The then former BCCI president argued that since the Supreme Court has named Srinivasan and his son-in-law Gurunath Meiyappan, it means there are allegations of corruption against them in the report. Yet Srinivasan remote controls the BCCI, complained Manohar.

It had been widely said that Manohar may once again reform a new axis that could challenge Srinivasan's juggernaut in BCCI in the upcoming AGM.

Board of Control for Cricket in India Presidency - Second term, 2015–16

Second innings as BCCI chief

Less than 24 hours after refusing to be part of any alliance involving Srinivasan, Manohar emerged as the clear favourite to succeed the late Jagmohan Dalmiya as the president.

According to media reports, Manohar's candidature had been endorsed by Sharad Pawar, Arun Jaitley and his protege Anurag Thakur, the BCCI secretary. Manohar, who has a squeaky clean image and a no-nonsense approach to administration, soon emerged as the favourite. However, he has repeatedly refused to enter the poll fray after completing his term as BCCI president in 2011, given the mess in the board. Manohar changed his mind only after Arun Jaitley and Sharad Pawar both endorsed his candidature. With Rajiv Shukla too throwing his weight behind Manohar, the forthcoming SGM may not even see a contest.

Maharashtra Cricket Association (MCA) president Ajay Shirke has said "Our priority was to find a replacement for Mr Dalmiya. We've found one. Like Mr Dalmiya, Shashank Manohar is a man of integrity. So, the leadership question has been addressed." He also said that In times like these, the board needs a strong president like him to reinstate the trust of the people. It took a lot of persuasion from Union Finance Minister Arun Jaitley and Anurag Thakur to convince a reluctant Manohar to take up the top job all over again. The deal was clinched when Pawar, the leader of Manohar's group, also gave his go-ahead in the matter along with former treasurer Ajay Shirke, a senior BCCI official told PTI.

On 4 October 2015 he was elected as the new president of the BCCI unopposed in the special general meeting called by the board on Sunday. The decision was a mere formality as all six state associations from the East Zone, led by Cricket Association of Bengal's new chief Sourav Ganguly had nominated him to the chair.

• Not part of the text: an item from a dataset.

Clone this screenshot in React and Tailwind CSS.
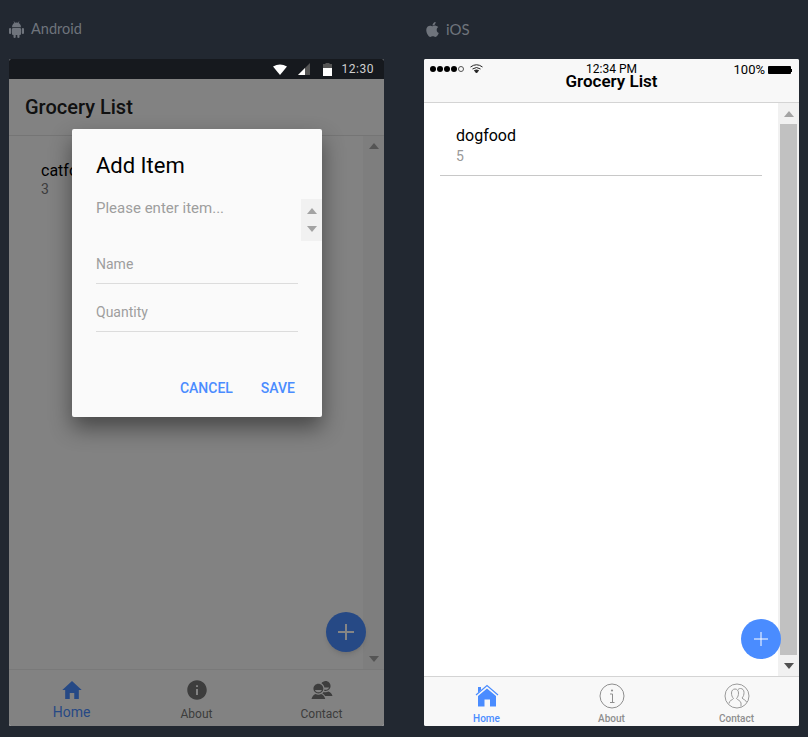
import {FaApple} from "react-icons/fa";
import {IoMdHome, IoMdInformationCircle, IoMdContacts} from "react-icons/io";

function Arrow({up, className}) {
  return (
    <svg width="10" height="6" viewBox="0 0 10 6" className={className}>
      <path d={up ? "M5 0L10 6H0Z" : "M5 6L10 0H0Z"} fill="currentColor" />
    </svg>
  );
}

function Tab({icon, label, className}) {
  return (
    <div className={`flex-1 flex flex-col items-center ${className}`}>
      {icon}
      <span>{label}</span>
    </div>
  );
}

function AndroidLogo() {
  return (
    <svg width="15" height="17" viewBox="0 0 15 17" fill="currentColor">
      <path d="M3 6.200A4.500 4.800 0 0 1 12 6.200Z" />
      <path d="M5 .5L6 2.500M10 .5L9 2.500" stroke="currentColor" strokeWidth=".7" />
      <rect x="3" y="7" width="9" height="7" rx="1" />
      <rect x="0" y="7" width="2.200" height="6" rx="1.100" />
      <rect x="12.800" y="7" width="2.200" height="6" rx="1.100" />
      <rect x="4.500" y="13" width="2.200" height="4" rx="1.100" />
      <rect x="8.300" y="13" width="2.200" height="4" rx="1.100" />
    </svg>
  );
}

function IosHomeIcon() {
  return (
    <svg width="24" height="23" viewBox="0 0 24 23" className="mt-[7px] mb-[6px]">
      <path d="M1 11L12 1.500L23 11" fill="none" stroke="currentColor" strokeWidth="1.200" />
      <path d="M3 3H6V6L3 8.500Z" fill="currentColor" />
      <path d="M3 12L12 4.500L21 12V22.500H15V15.500H9.500V22.500H3Z" fill="currentColor" />
    </svg>
  );
}

function IosInfoIcon() {
  return (
    <svg width="26" height="26" viewBox="0 0 26 26" className="mt-[6px] mb-[4px]" fill="none" stroke="currentColor">
      <circle cx="13" cy="13" r="12" />
      <circle cx="13" cy="7.500" r="1.100" fill="currentColor" stroke="none" />
      <path d="M11 11H13.500V19M11 19.500H15.500" />
    </svg>
  );
}

function IosContactIcon() {
  return (
    <svg width="26" height="26" viewBox="0 0 26 26" className="mt-[6px] mb-[4px]" fill="none" stroke="currentColor" strokeWidth=".9">
      <circle cx="13" cy="13" r="12" />
      <path d="M5 20.500C5 17.500 8.500 17 9.500 15.500C8 14 7.500 12 7.500 10C7.500 7.500 9 6 11 6C13 6 14.500 7.500 14.500 10C14.500 12 14 14 12.500 15.500C13.500 17 16.500 17.500 17 20V23.500" />
      <path d="M14 6.500C14.800 5.700 15.700 5.500 16.500 5.500C18.500 5.500 20 7 20 9.500C20 11.500 19.500 13.500 18 15C19 16.500 21.500 16.500 22.500 19" />
    </svg>
  );
}

function AndroidPhone() {
  return (
    <div className="relative h-[667px] flex flex-col rounded-[2px] overflow-hidden bg-[#fafafa]">
      <div className="h-5 shrink-0 bg-[#16191e] flex items-center justify-end text-[12px] tracking-[0.5px] text-[#d0d0d0] pr-[10px] relative z-20">
        <svg width="14" height="11" viewBox="0 0 14 11" className="mr-[11px]">
          <path d="M0 2.500Q7-1.500 14 2.500L7 11Z" fill="#fff" />
        </svg>
        <svg width="12" height="12" viewBox="0 0 12 12" className="mr-[13px]">
          <path d="M12 0V12H0Z" fill="#555" />
          <path d="M7 5V12H0Z" fill="#fff" />
        </svg>
        <svg width="9" height="13" viewBox="0 0 9 13" className="mr-[10px]">
          <path d="M2.500 1V0H6.500V1H9V5H0V1Z" fill="#555" />
          <rect y="5" width="9" height="8" fill="#fff" />
        </svg>
        <span>12:30</span>
      </div>
      <div className="h-[57px] shrink-0 bg-[#fafafa] border-b border-[#e0e0e0] flex items-center pl-4 text-[20px] font-medium text-[#212121]">
        Grocery List
      </div>
      <div className="flex-1 flex min-h-0">
        <div className="flex-1 pl-[32px] pt-[25px]">
          <div className="text-[16px] leading-[20px] text-black">catfood</div>
          <div className="text-[14px] leading-[16px] text-[#757575]">3</div>
        </div>
        <div className="w-[21px] bg-[#f1f1f1] flex flex-col items-center justify-between py-[7px] text-[#a3a3a3]">
          <Arrow up />
          <Arrow />
        </div>
      </div>
      <div className="h-[57px] shrink-0 bg-[#fafafa] border-t border-[#e8e8e8] flex text-[12px] leading-[14px] text-[#757575]">
        <Tab
          icon={<IoMdHome size={24} className="mt-[8px] mb-[3px]" />}
          label={<span className="text-[14px]">Home</span>}
          className="text-[#4a8cff]"
        />
        <Tab icon={<IoMdInformationCircle size={24} className="mt-[8px] mb-[5px] text-[#757575]" />} label="About" />
        <Tab icon={<IoMdContacts size={24} className="mt-[8px] mb-[5px] text-[#757575]" />} label="Contact" />
      </div>
      <div className="absolute right-[18px] bottom-[74px] w-10 h-10 rounded-full bg-[#4a8cff] text-white flex items-center justify-center shadow-md">
        <svg width="16" height="16" viewBox="0 0 16 16">
          <path d="M8 0V16M0 8H16" stroke="currentColor" strokeWidth="2" />
        </svg>
      </div>

      <div className="absolute inset-x-0 top-5 bottom-0 bg-black/[0.48]" />

      <div className="absolute left-[63px] top-[70px] w-[250px] h-[288px] bg-[#fafafa] rounded-[2px] shadow-[0_11px_22px_rgba(0,0,0,0.45)] flex flex-col pl-6">
        <div className="text-[22px] leading-[28px] text-black mt-[23px]">Add Item</div>
        <div className="relative mt-[18px] text-[15px] leading-[20px] text-[#9e9e9e] h-[42px]">
          Please enter item...
          <div className="absolute right-0 top-[1px] w-[21px] h-[42px] bg-[#f1f1f1] flex flex-col items-center justify-center gap-[12px] text-[#a3a3a3]">
            <Arrow up />
            <Arrow />
          </div>
        </div>
        <div className="w-[202px] h-[34px] mt-[10px] border-b border-[#dcdcdc] text-[14px] leading-[20px] text-[#9e9e9e] pt-[4px]">Name</div>
        <div className="w-[202px] h-[34px] mt-[14px] border-b border-[#dcdcdc] text-[14px] leading-[20px] text-[#9e9e9e] pt-[4px]">Quantity</div>
        <div className="flex justify-end gap-7 pr-[27px] mt-[46px] text-[14px] leading-[20px] font-medium text-[#4a8cff]">
          <span>CANCEL</span>
          <span>SAVE</span>
        </div>
      </div>
    </div>
  );
}

function IosPhone() {
  return (
    <div className="relative h-[667px] flex flex-col rounded-[2px] overflow-hidden bg-white">
      <div className="relative h-[44px] shrink-0 bg-[#f8f8f8] border-b border-[#d4d4d4] flex justify-center">
        <div className="absolute left-[6px] top-[5px] flex items-center gap-[1px]">
          <span className="w-[6px] h-[6px] rounded-full bg-black" />
          <span className="w-[6px] h-[6px] rounded-full bg-black" />
          <span className="w-[6px] h-[6px] rounded-full bg-black" />
          <span className="w-[6px] h-[6px] rounded-full bg-black" />
          <span className="w-[6px] h-[6px] rounded-full border border-[#555]" />
          <svg width="13" height="9" viewBox="0 0 13 9" className="ml-[5px]" fill="none" stroke="#222">
            <path d="M.5 3Q6.500-1.500 12.500 3M2.500 5Q6.500 2 10.500 5" />
            <path d="M4.500 6.500Q6.500 5.500 8.500 6.500L6.500 9Z" fill="#222" />
          </svg>
        </div>
        <div className="absolute top-[3px] left-0 right-0 text-center text-[12px] leading-[14px] text-black">12:34 PM</div>
        <div className="absolute right-[7px] top-[3px] flex items-center text-[13px] leading-[16px] text-black">
          100%
          <span className="ml-[3px] w-[23px] h-[8px] bg-black rounded-[1px]" />
          <span className="w-[1px] h-[3px] bg-black" />
        </div>
        <div className="mt-[12px] text-[17px] leading-[20px] font-semibold text-black">Grocery List</div>
      </div>
      <div className="flex-1 flex min-h-0">
        <div className="flex-1 px-4 pt-[23px]">
          <div className="border-b border-[#c8c8c8] pl-4 h-[50px]">
            <div className="text-[16px] leading-[20px] text-black">dogfood</div>
            <div className="text-[14px] leading-[20px] text-[#999]">5</div>
          </div>
        </div>
        <div className="w-[21px] bg-[#f1f1f1] flex flex-col items-center">
          <div className="h-[21px] w-full flex items-center justify-center text-[#a3a3a3]"><Arrow up /></div>
          <div className="flex-1 w-[17px] bg-[#c1c1c1]" />
          <div className="h-[21px] w-full flex items-center justify-center text-[#505050]"><Arrow /></div>
        </div>
      </div>
      <div className="h-[50px] shrink-0 bg-[#f8f8f8] border-t border-[#d4d4d4] flex text-[10px] leading-[12px] font-medium text-[#8e8e8e]">
        <Tab icon={<IosHomeIcon />} label="Home" className="text-[#4a8cff]" />
        <Tab icon={<IosInfoIcon />} label="About" />
        <Tab icon={<IosContactIcon />} label="Contact" />
      </div>
      <div className="absolute right-[18px] bottom-[67px] w-10 h-10 rounded-full bg-[#4a8cff] text-white flex items-center justify-center">
        <svg width="14" height="14" viewBox="0 0 14 14">
          <path d="M7 0V14M0 7H14" stroke="currentColor" strokeWidth="1" />
        </svg>
      </div>
    </div>
  );
}

export default function App() {
  return (
    <div className="w-[808px] h-[737px] overflow-hidden bg-[#222831] flex gap-10 pl-[9px] font-['Roboto',sans-serif]">
      <div className="w-[375px]">
        <div className="h-[59px] flex items-center gap-[7px] text-[14.500px] font-['Lato',sans-serif] text-[#6f747c] pb-[1px]">
          <AndroidLogo />
          Android
        </div>
        <AndroidPhone />
      </div>
      <div className="w-[375px]">
        <div className="h-[59px] flex items-center gap-[5px] text-[15px] font-['Lato',sans-serif] text-[#6f747c] pb-[1px]">
          <FaApple size={17} />
          iOS
        </div>
        <IosPhone />
      </div>
    </div>
  );
}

Promises made at the post-election  press conference

"In last few days the confidence of cricket loving fans has shaken due to certain unpleasant things that have happened," Manohar said at a press conference after his election."But leaving them behind, it's now duty of all board members to build the reputation of this board." "We want to restore the faith of fans that cricket is clean," Manohar said.

Manohar has made six promises which would be implemented in the immediate near future:

1.) Regulating conflict of interest issues: Appointment of an ombudsman or an ethics officer who would be independent of this board and who would look into the complaints as with regards to conflict of interest of the administrators, players or the staff.
2.) Preventing on-field corruption: He said, "We would like to meet the government officials to work out if we can get certain investigative agencies to work on this. Because the board doesn't have any investigative powers… our hands are tied."
3) Getting member associations' accounts in order: The board will appoint auditors to make sure that the huge money paid by the BCCI it is spent on cricketing activities or not otherwise.
4.) Making the BCCI's financial records public: The balance sheet of the board will be put on the website, with the result it will be available to the entire public at large so that there is transparency in the activities of the board.
5.) Developing the bench strength of the Indian team: Starting of National Cricket Academy (NCA) again.
6.) Reinvigorate Women's cricket

International Cricket Council Chairmanship - 2015–2020

Removal of N Srinivasan
Srinivasan was removed as the ICC Chairman on 9 November 2015 after the BCCI decided to recall him and nominate its recently elected President Shashank Manohar as the chief of the world body.
The decision to remove Srinivasan was taken at the BCCI's 86th Annual General Meeting.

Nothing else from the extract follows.